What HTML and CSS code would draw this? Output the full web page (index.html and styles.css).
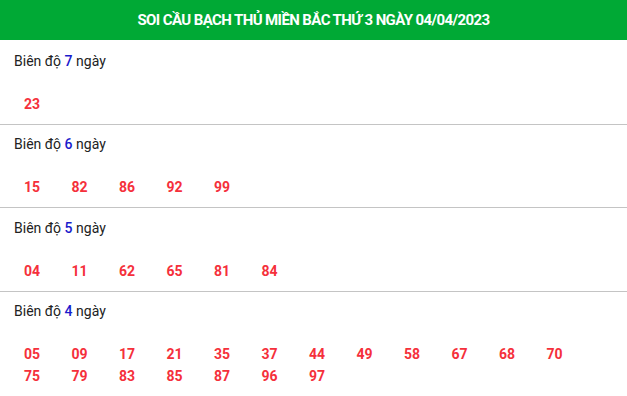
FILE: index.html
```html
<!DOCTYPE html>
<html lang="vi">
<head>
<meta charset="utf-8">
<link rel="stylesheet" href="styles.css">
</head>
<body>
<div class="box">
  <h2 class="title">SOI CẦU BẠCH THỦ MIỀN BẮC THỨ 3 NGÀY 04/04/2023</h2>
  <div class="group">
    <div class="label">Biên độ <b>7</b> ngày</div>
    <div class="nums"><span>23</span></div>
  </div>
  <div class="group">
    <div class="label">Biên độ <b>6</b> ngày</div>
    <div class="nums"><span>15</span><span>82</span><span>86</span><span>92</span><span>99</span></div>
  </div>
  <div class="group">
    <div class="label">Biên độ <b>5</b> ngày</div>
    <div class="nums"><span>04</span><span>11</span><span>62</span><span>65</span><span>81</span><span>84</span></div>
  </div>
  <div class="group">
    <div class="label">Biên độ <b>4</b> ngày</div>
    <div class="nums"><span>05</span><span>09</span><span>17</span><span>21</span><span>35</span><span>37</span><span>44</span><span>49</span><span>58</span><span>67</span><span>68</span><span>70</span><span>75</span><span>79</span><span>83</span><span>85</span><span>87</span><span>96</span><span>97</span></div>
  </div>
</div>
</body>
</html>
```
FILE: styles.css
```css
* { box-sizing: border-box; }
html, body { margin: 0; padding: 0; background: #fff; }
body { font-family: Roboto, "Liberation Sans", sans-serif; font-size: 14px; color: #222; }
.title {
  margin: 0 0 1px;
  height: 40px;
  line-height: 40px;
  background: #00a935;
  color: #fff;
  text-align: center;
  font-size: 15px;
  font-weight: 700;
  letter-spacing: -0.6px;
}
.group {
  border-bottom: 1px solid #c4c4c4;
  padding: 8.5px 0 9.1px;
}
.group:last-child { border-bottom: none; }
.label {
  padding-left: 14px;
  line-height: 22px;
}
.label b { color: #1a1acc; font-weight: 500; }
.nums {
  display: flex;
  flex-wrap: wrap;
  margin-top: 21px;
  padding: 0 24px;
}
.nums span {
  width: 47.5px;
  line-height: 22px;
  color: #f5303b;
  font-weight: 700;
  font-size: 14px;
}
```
● ● ● ● ● ● ●
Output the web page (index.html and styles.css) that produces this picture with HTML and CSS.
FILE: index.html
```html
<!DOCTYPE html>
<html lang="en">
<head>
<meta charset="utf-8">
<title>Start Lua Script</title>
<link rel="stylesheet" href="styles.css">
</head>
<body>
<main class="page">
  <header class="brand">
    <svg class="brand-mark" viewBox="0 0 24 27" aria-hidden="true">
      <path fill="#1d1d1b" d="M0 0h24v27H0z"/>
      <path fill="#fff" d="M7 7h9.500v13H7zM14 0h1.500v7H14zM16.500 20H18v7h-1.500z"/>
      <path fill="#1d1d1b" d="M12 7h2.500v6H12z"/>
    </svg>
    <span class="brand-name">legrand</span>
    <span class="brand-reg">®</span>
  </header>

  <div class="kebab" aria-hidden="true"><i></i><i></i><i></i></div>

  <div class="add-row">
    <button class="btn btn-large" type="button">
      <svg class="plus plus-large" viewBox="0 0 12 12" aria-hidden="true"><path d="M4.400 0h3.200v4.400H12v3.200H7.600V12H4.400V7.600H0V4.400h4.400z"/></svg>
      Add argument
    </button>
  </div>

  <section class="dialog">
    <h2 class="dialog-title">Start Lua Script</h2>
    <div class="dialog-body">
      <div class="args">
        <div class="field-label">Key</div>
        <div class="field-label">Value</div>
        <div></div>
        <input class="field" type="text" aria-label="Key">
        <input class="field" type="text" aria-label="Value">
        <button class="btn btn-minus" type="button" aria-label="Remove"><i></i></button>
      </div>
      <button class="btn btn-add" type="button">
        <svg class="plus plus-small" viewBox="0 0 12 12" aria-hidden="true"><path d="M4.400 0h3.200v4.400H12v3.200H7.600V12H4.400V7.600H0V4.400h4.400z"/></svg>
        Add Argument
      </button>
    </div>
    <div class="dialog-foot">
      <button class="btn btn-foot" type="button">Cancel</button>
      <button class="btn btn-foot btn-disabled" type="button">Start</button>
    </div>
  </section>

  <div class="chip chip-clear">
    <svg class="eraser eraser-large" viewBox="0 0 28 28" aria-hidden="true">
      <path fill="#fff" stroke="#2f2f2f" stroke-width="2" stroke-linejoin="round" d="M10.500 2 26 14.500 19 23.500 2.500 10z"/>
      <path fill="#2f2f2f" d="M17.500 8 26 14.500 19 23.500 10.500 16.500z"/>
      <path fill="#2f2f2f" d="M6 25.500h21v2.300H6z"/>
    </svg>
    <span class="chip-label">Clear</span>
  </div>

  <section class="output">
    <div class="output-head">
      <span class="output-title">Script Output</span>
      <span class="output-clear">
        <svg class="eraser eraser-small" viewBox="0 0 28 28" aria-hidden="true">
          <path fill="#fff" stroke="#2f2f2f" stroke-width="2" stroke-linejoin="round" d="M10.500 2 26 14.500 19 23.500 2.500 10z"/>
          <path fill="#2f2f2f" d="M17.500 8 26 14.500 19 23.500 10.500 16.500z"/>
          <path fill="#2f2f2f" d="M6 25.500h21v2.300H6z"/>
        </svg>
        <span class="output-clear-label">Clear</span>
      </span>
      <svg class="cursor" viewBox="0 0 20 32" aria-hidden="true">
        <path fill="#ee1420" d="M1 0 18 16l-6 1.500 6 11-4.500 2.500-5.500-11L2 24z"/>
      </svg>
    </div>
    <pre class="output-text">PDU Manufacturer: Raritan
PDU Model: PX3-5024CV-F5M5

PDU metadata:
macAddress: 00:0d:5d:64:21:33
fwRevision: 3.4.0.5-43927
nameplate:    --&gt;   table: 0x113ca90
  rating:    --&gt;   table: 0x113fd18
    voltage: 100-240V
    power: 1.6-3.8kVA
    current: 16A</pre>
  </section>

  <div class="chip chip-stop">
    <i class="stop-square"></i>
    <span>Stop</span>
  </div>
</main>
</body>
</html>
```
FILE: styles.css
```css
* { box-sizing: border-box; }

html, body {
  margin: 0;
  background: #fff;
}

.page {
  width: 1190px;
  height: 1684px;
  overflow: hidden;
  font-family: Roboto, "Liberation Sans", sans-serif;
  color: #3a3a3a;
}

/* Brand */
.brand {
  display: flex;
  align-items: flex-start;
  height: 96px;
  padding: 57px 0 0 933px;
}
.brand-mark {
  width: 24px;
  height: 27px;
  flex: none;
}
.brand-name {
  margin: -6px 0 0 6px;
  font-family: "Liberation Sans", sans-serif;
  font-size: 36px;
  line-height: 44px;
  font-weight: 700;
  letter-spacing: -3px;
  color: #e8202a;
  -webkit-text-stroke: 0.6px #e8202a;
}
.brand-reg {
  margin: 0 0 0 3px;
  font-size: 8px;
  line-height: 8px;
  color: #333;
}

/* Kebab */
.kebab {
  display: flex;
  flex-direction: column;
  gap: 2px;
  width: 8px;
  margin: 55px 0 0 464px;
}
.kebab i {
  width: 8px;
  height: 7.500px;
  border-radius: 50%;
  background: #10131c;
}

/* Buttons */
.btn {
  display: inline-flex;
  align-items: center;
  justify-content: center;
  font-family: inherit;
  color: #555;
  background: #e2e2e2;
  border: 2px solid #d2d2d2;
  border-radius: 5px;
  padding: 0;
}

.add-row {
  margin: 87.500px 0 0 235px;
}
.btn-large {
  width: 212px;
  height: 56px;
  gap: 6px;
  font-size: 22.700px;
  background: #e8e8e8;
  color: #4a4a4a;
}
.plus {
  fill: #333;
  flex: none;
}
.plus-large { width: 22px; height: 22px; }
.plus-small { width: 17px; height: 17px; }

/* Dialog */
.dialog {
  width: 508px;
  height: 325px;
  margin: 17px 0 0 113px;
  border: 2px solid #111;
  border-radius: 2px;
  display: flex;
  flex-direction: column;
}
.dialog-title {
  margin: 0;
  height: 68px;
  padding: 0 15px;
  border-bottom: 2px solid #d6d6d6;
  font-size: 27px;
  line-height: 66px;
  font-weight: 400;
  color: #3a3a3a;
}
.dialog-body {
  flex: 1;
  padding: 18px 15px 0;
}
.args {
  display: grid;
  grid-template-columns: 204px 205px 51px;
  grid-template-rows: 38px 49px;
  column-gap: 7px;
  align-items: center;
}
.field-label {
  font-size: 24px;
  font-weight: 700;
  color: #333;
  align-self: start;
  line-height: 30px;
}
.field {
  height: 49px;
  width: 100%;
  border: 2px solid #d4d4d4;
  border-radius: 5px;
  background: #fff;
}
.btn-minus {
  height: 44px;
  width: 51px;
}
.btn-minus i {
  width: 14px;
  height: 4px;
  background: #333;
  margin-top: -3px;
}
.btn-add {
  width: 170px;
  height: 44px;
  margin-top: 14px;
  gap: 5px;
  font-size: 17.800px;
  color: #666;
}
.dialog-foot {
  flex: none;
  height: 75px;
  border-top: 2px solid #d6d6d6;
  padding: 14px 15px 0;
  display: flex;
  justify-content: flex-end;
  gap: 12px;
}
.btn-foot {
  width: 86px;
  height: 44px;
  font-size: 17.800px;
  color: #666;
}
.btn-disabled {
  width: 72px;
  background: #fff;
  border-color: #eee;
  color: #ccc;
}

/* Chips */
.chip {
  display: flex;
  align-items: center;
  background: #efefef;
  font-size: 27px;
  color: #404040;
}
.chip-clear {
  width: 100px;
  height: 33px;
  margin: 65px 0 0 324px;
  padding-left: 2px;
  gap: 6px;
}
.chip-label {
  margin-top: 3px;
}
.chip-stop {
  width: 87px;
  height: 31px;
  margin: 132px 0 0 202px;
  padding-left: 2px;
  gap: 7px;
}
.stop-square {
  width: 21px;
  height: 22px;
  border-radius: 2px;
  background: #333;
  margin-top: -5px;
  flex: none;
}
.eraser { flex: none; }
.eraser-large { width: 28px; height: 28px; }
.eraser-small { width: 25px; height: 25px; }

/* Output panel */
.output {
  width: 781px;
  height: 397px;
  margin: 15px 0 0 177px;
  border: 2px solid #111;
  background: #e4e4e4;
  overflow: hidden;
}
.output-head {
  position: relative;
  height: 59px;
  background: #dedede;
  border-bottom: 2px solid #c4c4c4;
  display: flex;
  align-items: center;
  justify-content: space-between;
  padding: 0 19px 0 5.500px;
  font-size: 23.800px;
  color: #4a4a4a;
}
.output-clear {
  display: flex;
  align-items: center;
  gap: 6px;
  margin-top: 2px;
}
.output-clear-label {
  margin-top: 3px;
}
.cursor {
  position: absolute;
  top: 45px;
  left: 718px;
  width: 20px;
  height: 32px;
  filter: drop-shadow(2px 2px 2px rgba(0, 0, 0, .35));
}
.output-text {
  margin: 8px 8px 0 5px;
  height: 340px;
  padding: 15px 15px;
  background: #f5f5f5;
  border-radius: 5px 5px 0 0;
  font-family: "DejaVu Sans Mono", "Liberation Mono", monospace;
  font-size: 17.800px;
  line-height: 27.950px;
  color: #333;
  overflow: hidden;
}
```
● ● ● ● ● ● ●
### WRITTEN PROBLEM:
Go through the listing above and return every line where the word "page" occurs.

### RESULT FOR THIS EXERCISE:
What HTML and CSS code would draw this? Output the full web page (index.html and styles.css).
Output the web page (index.html and styles.css) that produces this picture with HTML and CSS.
<main class="page">
.page {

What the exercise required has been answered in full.